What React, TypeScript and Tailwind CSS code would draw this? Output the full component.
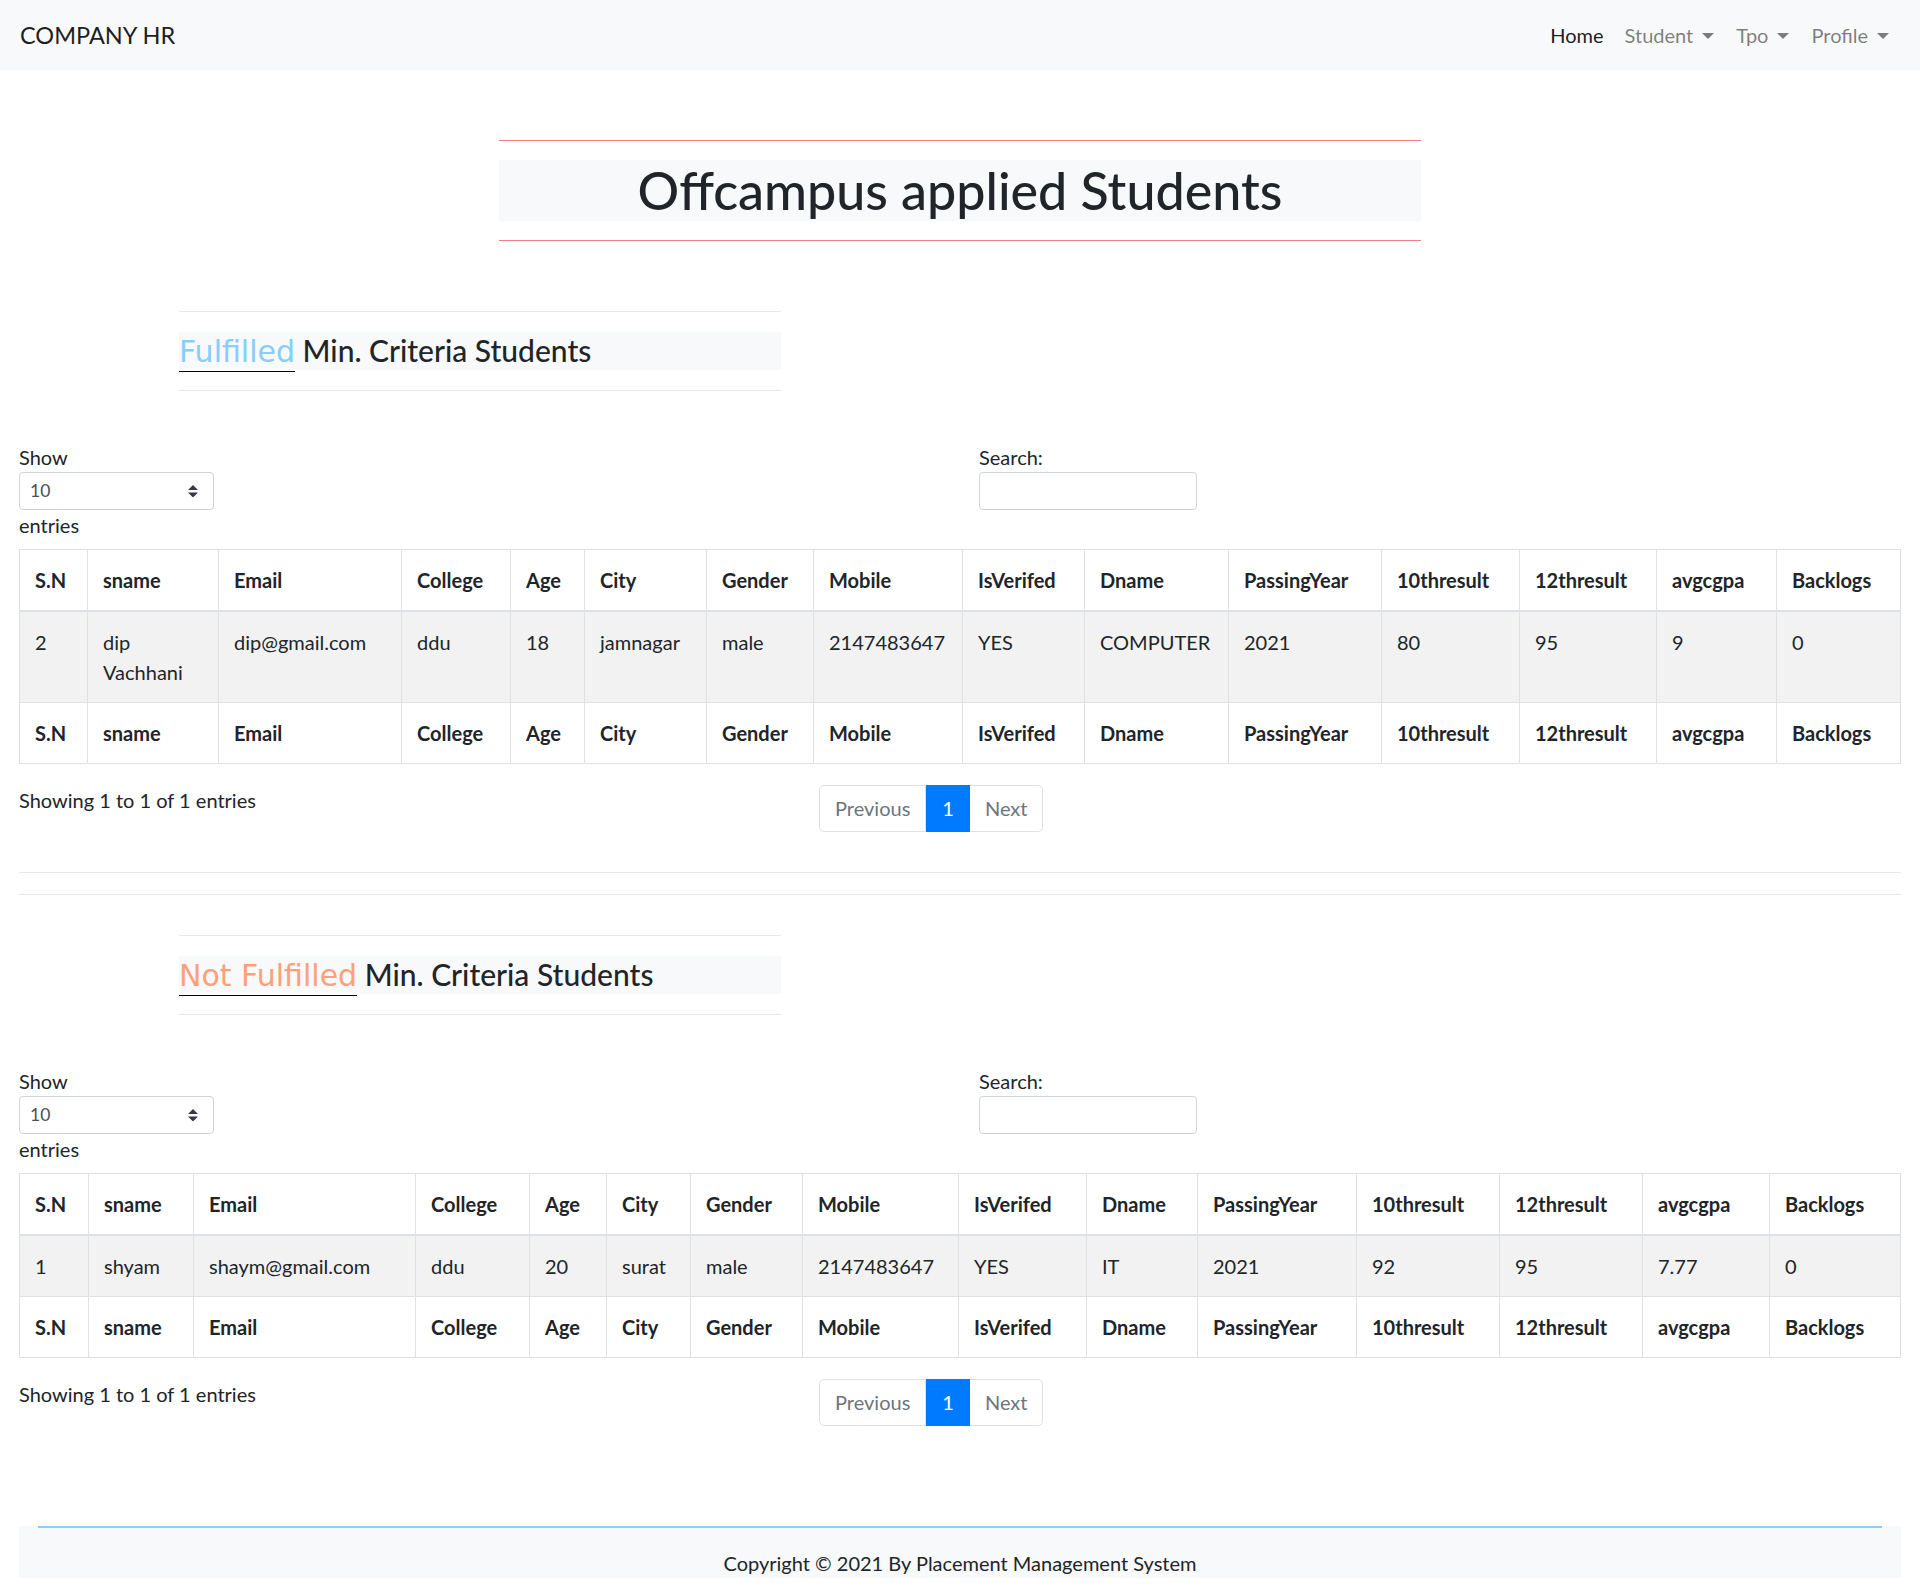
import React from "react";

const COLS = [
  "S.N",
  "sname",
  "Email",
  "College",
  "Age",
  "City",
  "Gender",
  "Mobile",
  "IsVerifed",
  "Dname",
  "PassingYear",
  "10thresult",
  "12thresult",
  "avgcgpa",
  "Backlogs",
];

const WIDTHS_FULFILLED = [
  "w-[68px]",
  "w-[131px]",
  "w-[183px]",
  "w-[109px]",
  "w-[74px]",
  "w-[122px]",
  "w-[107px]",
  "w-[149px]",
  "w-[122px]",
  "w-[144px]",
  "w-[153px]",
  "w-[138px]",
  "w-[137px]",
  "w-[120px]",
  "",
];

const WIDTHS_NOT = [
  "w-[69px]",
  "w-[105px]",
  "w-[222px]",
  "w-[114px]",
  "w-[77px]",
  "w-[84px]",
  "w-[112px]",
  "w-[156px]",
  "w-[128px]",
  "w-[111px]",
  "w-[159px]",
  "w-[143px]",
  "w-[143px]",
  "w-[127px]",
  "",
];

const fulfilledRows = [
  ["2", "dip Vachhani", "dip@gmail.com", "ddu", "18", "jamnagar", "male", "2147483647", "YES", "COMPUTER", "2021", "80", "95", "9", "0"],
];

const notFulfilledRows = [
  ["1", "shyam", "shaym@gmail.com", "ddu", "20", "surat", "male", "2147483647", "YES", "IT", "2021", "92", "95", "7.77", "0"],
];

function Caret() {
  return (
    <span className="ml-[9px] inline-block h-0 w-0 border-x-[6px] border-t-[6px] border-x-transparent border-t-black/50 align-[4px]" />
  );
}

function Navbar() {
  return (
    <nav className="flex h-[70px] items-center justify-between bg-[#f8f9fa] px-[20px]">
      <span className="text-[23.5px] leading-[37px] text-black/90">COMPANY HR</span>
      <ul className="flex">
        <li className="px-[10px] text-black/90">Home</li>
        <li className="px-[11px] text-black/50">
          Student
          <Caret />
        </li>
        <li className="px-[11px] text-black/50">
          Tpo
          <Caret />
        </li>
        <li className="px-[11px] text-black/50">
          Profile
          <Caret />
        </li>
      </ul>
    </nav>
  );
}

function SectionTitle({ label, color }: { label: string; color: string }) {
  return (
    <div className="ml-[160px] w-[602px]">
      <hr className="border-[#e6e6e6]" />
      <h4 className="mt-[20px] bg-[#f8f9fa] text-[30px] leading-[36px] font-medium">
        <span className={`border-b border-black pb-[2px] font-['DejaVu_Sans',sans-serif] font-normal ${color}`}>
          {label}
        </span>{" "}
        Min. Criteria Students
      </h4>
      <hr className="mt-[20px] border-[#e6e6e6]" />
    </div>
  );
}

function Controls() {
  return (
    <div className="flex">
      <div className="w-1/2">
        <div>Show</div>
        <div className="flex h-[38px] w-[195px] items-center justify-between rounded-[4px] border border-[#ced4da] bg-white pl-[10px] pr-[15px] text-[17.5px] text-[#495057]">
          <span>10</span>
          <svg width="10" height="12.5" viewBox="0 0 4 5">
            <path d="M2 0L0 2h4zm0 5L0 3h4z" fill="#343a40" />
          </svg>
        </div>
        <div>entries</div>
      </div>
      <div className="w-1/2 pl-[19px]">
        <div>Search:</div>
        <div className="h-[38px] w-[218px] rounded-[4px] border border-[#ced4da] bg-white" />
      </div>
    </div>
  );
}

function DataTable({ widths, rows }: { widths: string[]; rows: string[][] }) {
  return (
    <table className="mt-[9px] w-full table-fixed border-collapse border border-[#dee2e6]">
      <colgroup>
        {widths.map((w, i) => (
          <col key={i} className={w} />
        ))}
      </colgroup>
      <thead>
        <tr>
          {COLS.map((c) => (
            <th
              key={c}
              className="border border-b-2 border-[#dee2e6] p-[15px] text-left align-bottom font-bold"
            >
              {c}
            </th>
          ))}
        </tr>
      </thead>
      <tbody>
        {rows.map((r, i) => (
          <tr key={i} className="bg-[#f2f2f2]">
            {r.map((v, j) => (
              <td key={j} className="border border-[#dee2e6] p-[15px] align-top">
                {v}
              </td>
            ))}
          </tr>
        ))}
      </tbody>
      <tfoot>
        <tr>
          {COLS.map((c) => (
            <th key={c} className="border border-[#dee2e6] p-[15px] text-left align-top font-bold">
              {c}
            </th>
          ))}
        </tr>
      </tfoot>
    </table>
  );
}

function Pager() {
  return (
    <div className="mt-[21px] flex">
      <div className="w-[800px]">Showing 1 to 1 of 1 entries</div>
      <ul className="flex leading-[25px]">
        <li className="rounded-l-[5px] border border-[#dee2e6] bg-white px-[15px] py-[10px] text-[#6c757d]">
          Previous
        </li>
        <li className="border border-[#007bff] bg-[#007bff] px-[15px] py-[10px] text-white">1</li>
        <li className="rounded-r-[5px] border border-l-0 border-[#dee2e6] bg-white px-[15px] py-[10px] text-[#6c757d]">
          Next
        </li>
      </ul>
    </div>
  );
}

export default function App() {
  return (
    <div className="bg-white pb-[19px] font-['Lato',sans-serif] text-[20px] leading-[30px] text-[#212529]">
      <Navbar />
      <div className="px-[19px]">
        <div className="mx-auto mt-[70px] w-[922px]">
          <hr className="border-[#f08080]" />
          <h1 className="mt-[19px] bg-[#f8f9fa] text-center text-[52px] leading-[61px] font-medium">
            Offcampus applied Students
          </h1>
          <hr className="mt-[19px] border-[#f08080]" />
        </div>

        <section className="mt-[70px]">
          <SectionTitle label="Fulfilled" color="text-[#87cefa]" />
          <div className="mt-[51px]">
            <Controls />
          </div>
          <DataTable widths={WIDTHS_FULFILLED} rows={fulfilledRows} />
          <Pager />
        </section>

        <hr className="mt-[40px] border-[#e6e6e6]" />
        <hr className="mt-[21px] border-[#e6e6e6]" />

        <section className="mt-[40px]">
          <SectionTitle label="Not Fulfilled" color="text-[#ffa07a]" />
          <div className="mt-[51px]">
            <Controls />
          </div>
          <DataTable widths={WIDTHS_NOT} rows={notFulfilledRows} />
          <Pager />
        </section>

        <footer className="mt-[100px] bg-[#f8f9fa] px-[19px]">
          <hr className="border-t-2 border-[#87cefa]" />
          <p className="mt-[20px] text-center">Copyright © 2021 By Placement Management System</p>
        </footer>
      </div>
    </div>
  );
}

########################################

Working from the material above, transcribe it exactly while omitting pictures.

ANSWER TO THIS EXERCISE –
What React, TypeScript and Tailwind CSS code would draw this? Output the full component.
import React from "react";

const COLS = [
  "S.N",
  "sname",
  "Email",
  "College",
  "Age",
  "City",
  "Gender",
  "Mobile",
  "IsVerifed",
  "Dname",
  "PassingYear",
  "10thresult",
  "12thresult",
  "avgcgpa",
  "Backlogs",
];

const WIDTHS_FULFILLED = [
  "w-[68px]",
  "w-[131px]",
  "w-[183px]",
  "w-[109px]",
  "w-[74px]",
  "w-[122px]",
  "w-[107px]",
  "w-[149px]",
  "w-[122px]",
  "w-[144px]",
  "w-[153px]",
  "w-[138px]",
  "w-[137px]",
  "w-[120px]",
  "",
];

const WIDTHS_NOT = [
  "w-[69px]",
  "w-[105px]",
  "w-[222px]",
  "w-[114px]",
  "w-[77px]",
  "w-[84px]",
  "w-[112px]",
  "w-[156px]",
  "w-[128px]",
  "w-[111px]",
  "w-[159px]",
  "w-[143px]",
  "w-[143px]",
  "w-[127px]",
  "",
];

const fulfilledRows = [
  ["2", "dip Vachhani", "dip@gmail.com", "ddu", "18", "jamnagar", "male", "2147483647", "YES", "COMPUTER", "2021", "80", "95", "9", "0"],
];

const notFulfilledRows = [
  ["1", "shyam", "shaym@gmail.com", "ddu", "20", "surat", "male", "2147483647", "YES", "IT", "2021", "92", "95", "7.77", "0"],
];

function Caret() {
  return (
    <span className="ml-[9px] inline-block h-0 w-0 border-x-[6px] border-t-[6px] border-x-transparent border-t-black/50 align-[4px]" />
  );
}

function Navbar() {
  return (
    <nav className="flex h-[70px] items-center justify-between bg-[#f8f9fa] px-[20px]">
      <span className="text-[23.5px] leading-[37px] text-black/90">COMPANY HR</span>
      <ul className="flex">
        <li className="px-[10px] text-black/90">Home</li>
        <li className="px-[11px] text-black/50">
          Student
          <Caret />
        </li>
        <li className="px-[11px] text-black/50">
          Tpo
          <Caret />
        </li>
        <li className="px-[11px] text-black/50">
          Profile
          <Caret />
        </li>
      </ul>
    </nav>
  );
}

function SectionTitle({ label, color }: { label: string; color: string }) {
  return (
    <div className="ml-[160px] w-[602px]">
      <hr className="border-[#e6e6e6]" />
      <h4 className="mt-[20px] bg-[#f8f9fa] text-[30px] leading-[36px] font-medium">
        <span className={`border-b border-black pb-[2px] font-['DejaVu_Sans',sans-serif] font-normal ${color}`}>
          {label}
        </span>{" "}
        Min. Criteria Students
      </h4>
      <hr className="mt-[20px] border-[#e6e6e6]" />
    </div>
  );
}

function Controls() {
  return (
    <div className="flex">
      <div className="w-1/2">
        <div>Show</div>
        <div className="flex h-[38px] w-[195px] items-center justify-between rounded-[4px] border border-[#ced4da] bg-white pl-[10px] pr-[15px] text-[17.5px] text-[#495057]">
          <span>10</span>
          <svg width="10" height="12.5" viewBox="0 0 4 5">
            <path d="M2 0L0 2h4zm0 5L0 3h4z" fill="#343a40" />
          </svg>
        </div>
        <div>entries</div>
      </div>
      <div className="w-1/2 pl-[19px]">
        <div>Search:</div>
        <div className="h-[38px] w-[218px] rounded-[4px] border border-[#ced4da] bg-white" />
      </div>
    </div>
  );
}

function DataTable({ widths, rows }: { widths: string[]; rows: string[][] }) {
  return (
    <table className="mt-[9px] w-full table-fixed border-collapse border border-[#dee2e6]">
      <colgroup>
        {widths.map((w, i) => (
          <col key={i} className={w} />
        ))}
      </colgroup>
      <thead>
        <tr>
          {COLS.map((c) => (
            <th
              key={c}
              className="border border-b-2 border-[#dee2e6] p-[15px] text-left align-bottom font-bold"
            >
              {c}
            </th>
          ))}
        </tr>
      </thead>
      <tbody>
        {rows.map((r, i) => (
          <tr key={i} className="bg-[#f2f2f2]">
            {r.map((v, j) => (
              <td key={j} className="border border-[#dee2e6] p-[15px] align-top">
                {v}
              </td>
            ))}
          </tr>
        ))}
      </tbody>
      <tfoot>
        <tr>
          {COLS.map((c) => (
            <th key={c} className="border border-[#dee2e6] p-[15px] text-left align-top font-bold">
              {c}
            </th>
          ))}
        </tr>
      </tfoot>
    </table>
  );
}

function Pager() {
  return (
    <div className="mt-[21px] flex">
      <div className="w-[800px]">Showing 1 to 1 of 1 entries</div>
      <ul className="flex leading-[25px]">
        <li className="rounded-l-[5px] border border-[#dee2e6] bg-white px-[15px] py-[10px] text-[#6c757d]">
          Previous
        </li>
        <li className="border border-[#007bff] bg-[#007bff] px-[15px] py-[10px] text-white">1</li>
        <li className="rounded-r-[5px] border border-l-0 border-[#dee2e6] bg-white px-[15px] py-[10px] text-[#6c757d]">
          Next
        </li>
      </ul>
    </div>
  );
}

export default function App() {
  return (
    <div className="bg-white pb-[19px] font-['Lato',sans-serif] text-[20px] leading-[30px] text-[#212529]">
      <Navbar />
      <div className="px-[19px]">
        <div className="mx-auto mt-[70px] w-[922px]">
          <hr className="border-[#f08080]" />
          <h1 className="mt-[19px] bg-[#f8f9fa] text-center text-[52px] leading-[61px] font-medium">
            Offcampus applied Students
          </h1>
          <hr className="mt-[19px] border-[#f08080]" />
        </div>

        <section className="mt-[70px]">
          <SectionTitle label="Fulfilled" color="text-[#87cefa]" />
          <div className="mt-[51px]">
            <Controls />
          </div>
          <DataTable widths={WIDTHS_FULFILLED} rows={fulfilledRows} />
          <Pager />
        </section>

        <hr className="mt-[40px] border-[#e6e6e6]" />
        <hr className="mt-[21px] border-[#e6e6e6]" />

        <section className="mt-[40px]">
          <SectionTitle label="Not Fulfilled" color="text-[#ffa07a]" />
          <div className="mt-[51px]">
            <Controls />
          </div>
          <DataTable widths={WIDTHS_NOT} rows={notFulfilledRows} />
          <Pager />
        </section>

        <footer className="mt-[100px] bg-[#f8f9fa] px-[19px]">
          <hr className="border-t-2 border-[#87cefa]" />
          <p className="mt-[20px] text-center">Copyright © 2021 By Placement Management System</p>
        </footer>
      </div>
    </div>
  );
}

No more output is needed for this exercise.